Scientists in Switzerland have come closer to building stable quantum computers after developing a swap gate made of neutral atoms that can deliver 99.9 percent accuracy while operating across 17,000 qubits.

Led by Tilman Esslinger, PhD, a professor at the Institute of Quantum Electronics at ETH Zurich, the research team turned to geometric phases, an approach that makes quantum logic operations more robust against experimental noise.

Using this method, the scientists realized a high-quality swap gate, or a quantum exchange. This is a fundamental quantum operation that exchanges the states of two qubits.

Swap gates typically rely on interactions like tunneling or collisions that are highly sensitive to imperfections. In contrast, this novel method depends on the path a quantum system takes rather than on unstable external factors.

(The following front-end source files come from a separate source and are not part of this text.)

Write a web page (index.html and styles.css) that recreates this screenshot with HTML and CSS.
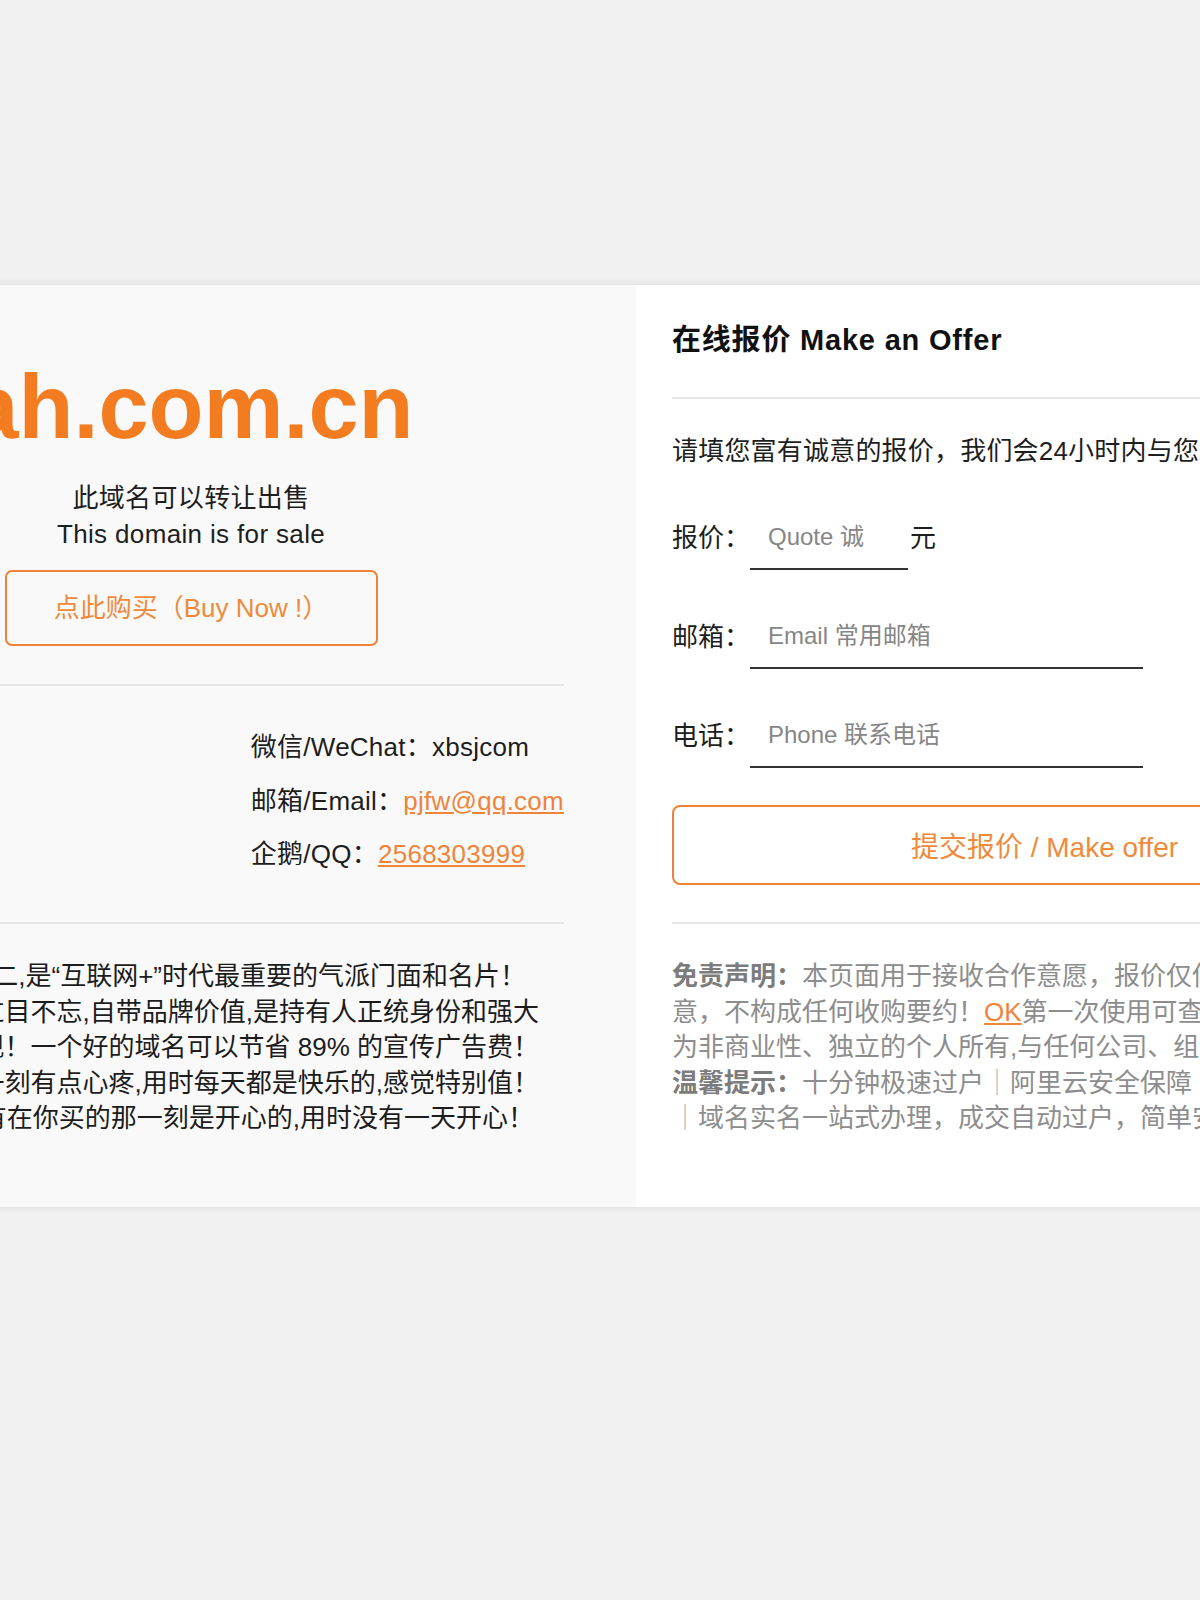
FILE: index.html
```html
<!DOCTYPE html>
<html lang="zh-CN">
<head>
<meta charset="utf-8">
<title>ah.com.cn 域名出售</title>
<link rel="stylesheet" href="styles.css">
</head>
<body>
<div class="page">
  <div class="card">
    <section class="sale">
      <h1 class="domain">ah.com.cn</h1>
      <p class="tagline">此域名可以转让出售<br>This domain is for sale</p>
      <a class="buy-btn" href="#">点此购买（Buy Now !）</a>
      <hr class="rule rule-top">
      <div class="contacts">
        <ul class="contact-list">
          <li>微信/WeChat：xbsjcom</li>
          <li>邮箱/Email：<a class="link" href="#">pjfw@qq.com</a></li>
          <li>企鹅/QQ：<a class="link" href="#">2568303999</a></li>
        </ul>
      </div>
      <hr class="rule rule-mid">
      <div class="pitch">
        <span class="ln ln-1">好域名独一无二,是“互联网+”时代最重要的气派门面和名片！</span>
        <span class="ln">好域名过目不忘,自带品牌价值,是持有人正统身份和强大</span>
        <span class="ln">实力的体现！一个好的域名可以节省 89% 的宣传广告费！</span>
        <span class="ln">好域名买的那一刻有点心疼,用时每天都是快乐的,感觉特别值！</span>
        <span class="ln ln-5">烂域名只有在你买的那一刻是开心的,用时没有一天开心！</span>
      </div>
    </section>

    <section class="offer">
      <h2 class="offer-title">在线报价 Make an Offer</h2>
      <hr class="rule rule-title">
      <p class="intro">请填您富有诚意的报价，我们会24小时内与您联系！</p>
      <form class="offer-form">
        <div class="row">
          <label class="label" for="quote">报价：</label>
          <input class="field field-quote" id="quote" type="text" placeholder="Quote 诚意报价">
          <span class="unit">元</span>
        </div>
        <div class="row">
          <label class="label" for="email">邮箱：</label>
          <input class="field field-wide" id="email" type="text" placeholder="Email 常用邮箱">
        </div>
        <div class="row">
          <label class="label" for="phone">电话：</label>
          <input class="field field-wide" id="phone" type="text" placeholder="Phone 联系电话">
        </div>
        <button class="submit-btn" type="button">提交报价 / Make offer</button>
      </form>
      <hr class="rule rule-mid">
      <div class="disclaimer">
        <span class="ln"><strong>免责声明：</strong>本页面用于接收合作意愿，报价仅供参考，表达购买意</span>
        <span class="ln">意，不构成任何收购要约！<a class="link" href="#">OK</a>第一次使用可查看详情，本站域名</span>
        <span class="ln">为非商业性、独立的个人所有,与任何公司、组织无关。</span>
        <span class="ln"><strong>温馨提示：</strong>十分钟极速过户<span class="sep">｜</span>阿里云安全保障</span>
        <span class="ln"><span class="sep">｜</span>域名实名一站式办理，成交自动过户，简单安全！</span>
      </div>
    </section>
  </div>
</div>
</body>
</html>
```

FILE: styles.css
```css
html, body {
  margin: 0;
  padding: 0;
  overflow: hidden;
}

body {
  width: 1200px;
  height: 1600px;
  background: #f0f0f0;
  font-family: "Liberation Sans", "Noto Sans CJK SC", sans-serif;
  color: #222;
  font-size: 26px;
}

.page {
  padding-top: 285px;
}

.card {
  display: flex;
  width: max-content;
  margin-left: -218px;
  box-shadow: 0 0 8px rgba(0, 0, 0, 0.09);
}

/* ---------- left: sale panel ---------- */
.sale {
  flex: none;
  width: 746px;
  padding: 72px 72px 70px 36px;
  background: #f9f9f9;
}

.domain {
  margin: 0;
  font-size: 90px;
  line-height: 100px;
  font-weight: bold;
  color: #f47c20;
  text-align: center;
}

.tagline {
  margin: 23px 0 0;
  font-size: 26px;
  line-height: 36px;
  letter-spacing: 0.35px;
  text-align: center;
  color: #1e1e1e;
}

.buy-btn {
  display: block;
  box-sizing: border-box;
  width: 373px;
  height: 76px;
  margin: 18px auto 0;
  border: 2px solid #ef8237;
  border-radius: 7px;
  color: #ef8a3d;
  font-size: 26px;
  line-height: 72px;
  text-align: center;
  text-decoration: none;
}

.rule {
  display: block;
  height: 2px;
  margin: 0;
  border: 0;
  background: #e6e6e6;
}

.rule-top {
  margin-top: 38px;
}

.rule-mid {
  margin-top: 50px;
}

.offer .rule-mid {
  margin-top: 37px;
}

.contacts {
  display: flex;
  justify-content: flex-end;
  margin-top: 43px;
}

.contact-list {
  display: flex;
  flex-direction: column;
  gap: 17.5px;
  margin: 0;
  padding: 0;
  list-style: none;
  font-size: 26px;
  line-height: 36px;
  letter-spacing: 0.25px;
  color: #1e1e1e;
}

.link {
  color: #f0843a;
  text-decoration: underline;
}

.pitch {
  display: flex;
  flex-direction: column;
  margin-top: 35px;
  padding-right: 25px;
  color: #1c1c1c;
}

.ln {
  display: block;
  white-space: nowrap;
  font-size: 26px;
  line-height: 35.5px;
}

.pitch .ln {
  text-align: right;
}

.pitch .ln-1 {
  padding-right: 13px;
}

.pitch .ln-5 {
  padding-right: 5px;
}

/* ---------- right: offer panel ---------- */
.offer {
  flex: none;
  width: 746px;
  padding: 35px 36px 70px 36px;
  background: #fff;
}

.offer-title {
  margin: 0;
  font-size: 29px;
  line-height: 40px;
  font-weight: bold;
  letter-spacing: 0.8px;
  color: #111;
  white-space: nowrap;
}

.rule-title {
  margin-top: 37px;
}

.intro {
  margin: 34px 0 0;
  font-size: 26px;
  line-height: 36px;
  letter-spacing: 0.2px;
  white-space: nowrap;
  color: #1e1e1e;
}

.offer-form {
  display: flex;
  flex-direction: column;
  gap: 35px;
  margin: 37px 0 0;
}

.row {
  display: flex;
  align-items: center;
  height: 64px;
}

.label {
  flex: none;
  width: 78px;
  font-size: 26px;
  line-height: 36px;
  color: #1e1e1e;
}

.field {
  box-sizing: border-box;
  height: 64px;
  margin: 0;
  padding: 0 18px;
  border: 0;
  border-bottom: 2px solid #333;
  border-radius: 0;
  background: transparent;
  font-family: "Liberation Sans", "Noto Sans CJK SC", sans-serif;
  font-size: 24px;
  color: #222;
  outline: none;
}

.field::placeholder {
  color: #868686;
}

.field-quote {
  width: 158px;
  padding-right: 43px;
}

.field-wide {
  width: 393px;
}

.unit {
  margin-left: 2px;
  font-size: 26px;
  line-height: 36px;
  color: #1e1e1e;
}

.submit-btn {
  box-sizing: border-box;
  width: 745px;
  height: 80px;
  margin-top: 2px;
  border: 2px solid #ef8237;
  border-radius: 8px;
  background: #fff;
  color: #ef8a3d;
  font-family: "Liberation Sans", "Noto Sans CJK SC", sans-serif;
  font-size: 28px;
  cursor: pointer;
}

.disclaimer {
  display: flex;
  flex-direction: column;
  margin-top: 35px;
  color: #8d8d8d;
}

.disclaimer strong {
  color: #7c7c7c;
  font-weight: bold;
}

.sep {
  color: #b5b5b5;
}
```
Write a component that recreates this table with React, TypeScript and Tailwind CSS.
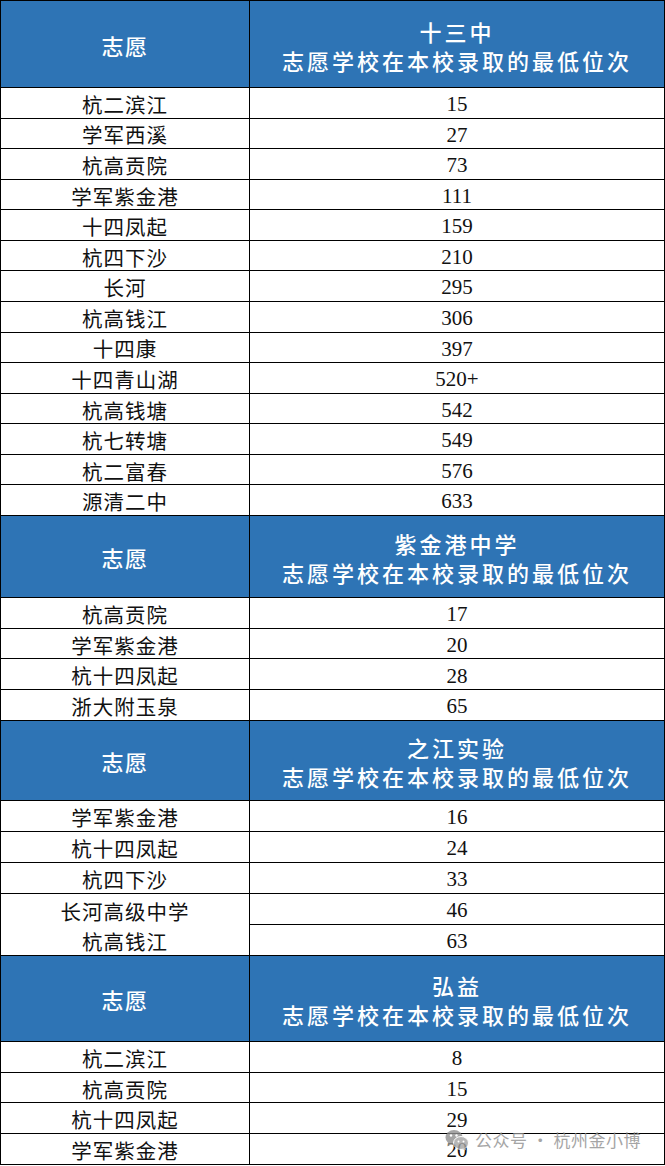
import React from "react";

const cjk = "font-['Noto_Sans_CJK_SC','Noto_Sans',sans-serif]";
const num = "font-['Liberation_Serif','Noto_Sans_CJK_SC',serif]";

function Header({ school, h }: { school: string; h: string }) {
  return (
    <>
      <div
        className={`${h} ${cjk} bg-[#2e74b5] border-r-[1.5px] border-b-[1.5px] border-black flex items-center justify-center pt-[2px] text-white text-[22px] font-medium tracking-[1.5px]`}
      >
        志愿
      </div>
      <div
        className={`${h} ${cjk} bg-[#2e74b5] border-b-[1.5px] border-black flex flex-col items-center justify-center pt-[3px] text-white text-[22px] font-medium leading-[29px] tracking-[3px]`}
      >
        <div>{school}</div>
        <div>志愿学校在本校录取的最低位次</div>
      </div>
    </>
  );
}

function Name({ h, children }: { h: string; children: React.ReactNode }) {
  return (
    <div
      className={`${h} ${cjk} border-r-[1.5px] border-b-[1.5px] border-black flex items-center justify-center pt-[3px] text-[20.5px] text-[#111] tracking-[1px]`}
    >
      {children}
    </div>
  );
}

function Value({ h, children }: { h: string; children: React.ReactNode }) {
  return (
    <div
      className={`${h} ${num} border-b-[1.5px] border-black flex items-center justify-center pt-[4px] text-[21px] text-[#111]`}
    >
      {children}
    </div>
  );
}

export default function App() {
  const s1: [string, string][] = [
    ["杭二滨江", "15"],
    ["学军西溪", "27"],
    ["杭高贡院", "73"],
    ["学军紫金港", "111"],
    ["十四凤起", "159"],
    ["杭四下沙", "210"],
    ["长河", "295"],
    ["杭高钱江", "306"],
    ["十四康", "397"],
    ["十四青山湖", "520+"],
    ["杭高钱塘", "542"],
    ["杭七转塘", "549"],
    ["杭二富春", "576"],
    ["源清二中", "633"],
  ];
  const s2: [string, string][] = [
    ["杭高贡院", "17"],
    ["学军紫金港", "20"],
    ["杭十四凤起", "28"],
    ["浙大附玉泉", "65"],
  ];
  const s3: [string, string][] = [
    ["学军紫金港", "16"],
    ["杭十四凤起", "24"],
    ["杭四下沙", "33"],
  ];
  const s4: [string, string][] = [
    ["杭二滨江", "8"],
    ["杭高贡院", "15"],
    ["杭十四凤起", "29"],
    ["学军紫金港", "20"],
  ];

  const renderRows = (rows: [string, string][], h: string) =>
    rows.map(([n, v], i) => (
      <React.Fragment key={i}>
        <Name h={h}>{n}</Name>
        <Value h={h}>{v}</Value>
      </React.Fragment>
    ));

  return (
    <div className="w-[665px] h-[1166px] bg-white overflow-hidden relative">
      <div className="border-t-[1.5px] border-l-[1.5px] border-r-[1.5px] border-black grid grid-cols-[249px_1fr]">
        <Header school="十三中" h="h-[87px]" />
        {renderRows(s1, "h-[30.57px]")}
        <Header school="紫金港中学" h="h-[82px]" />
        {renderRows(s2, "h-[30.75px]")}
        <Header school="之江实验" h="h-[80px]" />
        {renderRows(s3, "h-[31px]")}
        <div
          className={`${cjk} row-span-2 h-[62px] border-r-[1.5px] border-b-[1.5px] border-black flex flex-col items-center justify-center pt-[3px] text-[20.5px] text-[#111] tracking-[1px] leading-[30px]`}
        >
          <div>长河高级中学</div>
          <div>杭高钱江</div>
        </div>
        <Value h="h-[31px]">46</Value>
        <Value h="h-[31px]">63</Value>
        <Header school="弘益" h="h-[86px]" />
        {renderRows(s4, "h-[30.75px]")}
      </div>

      <div
        className={`${cjk} absolute left-[445px] top-[1127px] flex items-center gap-[6px] text-[17px] text-[#8f8f8f] opacity-80`}
      >
        <svg width="24" height="22" viewBox="0 0 24 22">
          <ellipse cx="9" cy="8.5" rx="8.5" ry="7.5" fill="#8f8f8f" />
          <path d="M3.5 14 L2.5 17.5 L7 15 Z" fill="#8f8f8f" />
          <ellipse cx="16" cy="14" rx="7.5" ry="6.5" fill="#a5a5a5" stroke="#fff" strokeWidth="1" />
          <path d="M20.5 19 L21.5 21.5 L17.5 20 Z" fill="#a5a5a5" />
          <circle cx="6" cy="6.5" r="1.2" fill="#fff" />
          <circle cx="11.5" cy="6.5" r="1.2" fill="#fff" />
          <circle cx="13.5" cy="12.5" r="1" fill="#fff" />
          <circle cx="18.5" cy="12.5" r="1" fill="#fff" />
        </svg>
        <span className="tracking-[0.5px]">公众号 · 杭州金小博</span>
      </div>
    </div>
  );
}
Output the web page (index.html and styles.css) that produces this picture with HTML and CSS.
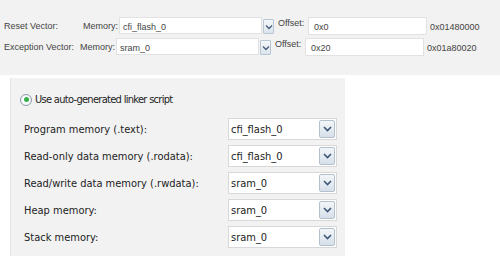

The researchers also proved that the gate can be applied to several thousands of qubits at the same time.

A stable quantum step

Quantum computers rely on qubits, the fundamental, quantum-mechanical units of information. Unlike classical bits that are either 0 or 1, they can exist in multiple states at once. But controlling qubits precisely is notoriously difficult.

Even tiny fluctuations in temperature, laser intensity, or even environmental noise can disrupt them. To address the challenge, the team designed a swap gate based purely on geometric phases, that exchanges the quantum state of two qubits.

This means that if qubit A is in state 0 and qubit B is in state 1, after the execution of the swap gate, qubit A will be in state 1 and qubit B in state 0. These gates help route quantum information.

Hence, the outcome is set by the system’s path, not external fluctuations, which makes the gate more resistant to noise. To achieve this, the researchers trapped extremely cold potassium atoms in an optical lattice, a grid-like structure formed by laser light.

These atoms act as qubits, with their spin states encoding quantum information. By carefully manipulating the laser configuration, the team brought pairs of atoms close enough for their quantum wavefunctions to overlap in space. This way, they triggered the geometric phase that enables the swap operation.

Promising results

Because the potassium atoms are fermions and can not share the same quantum state, the manipulation produced a geometric phase.

“Unlike dynamical phases, this geometric phase is largely independent of the speed with which we manipulate the atoms, or how strongly the laser intensity fluctuates during the process,” Konrad Viebahn, PhD, the experiment’s junior group leader, noted.

As a result, the new swap gate achieved a precision of 99.91 percent. It was also able to operate simultaneously across 17,000 qubit pairs.

“We can now make lots of swap gates with neutral atoms,” Esslinger concluded in a press statement. “But of course we still need a few other ingredients to build a working quantum computer.” He added the next step involves pairing swap gates with a quantum gas microscope to visualize and selectively control qubit pairs.

Meanwhile, by introducing atomic collisions, the researchers achieved “half”-swap gates, that cause the qubits to become quantum mechanically entangled. This is a prerequisite for executing quantum algorithms.

The study has been published in the journal Nature.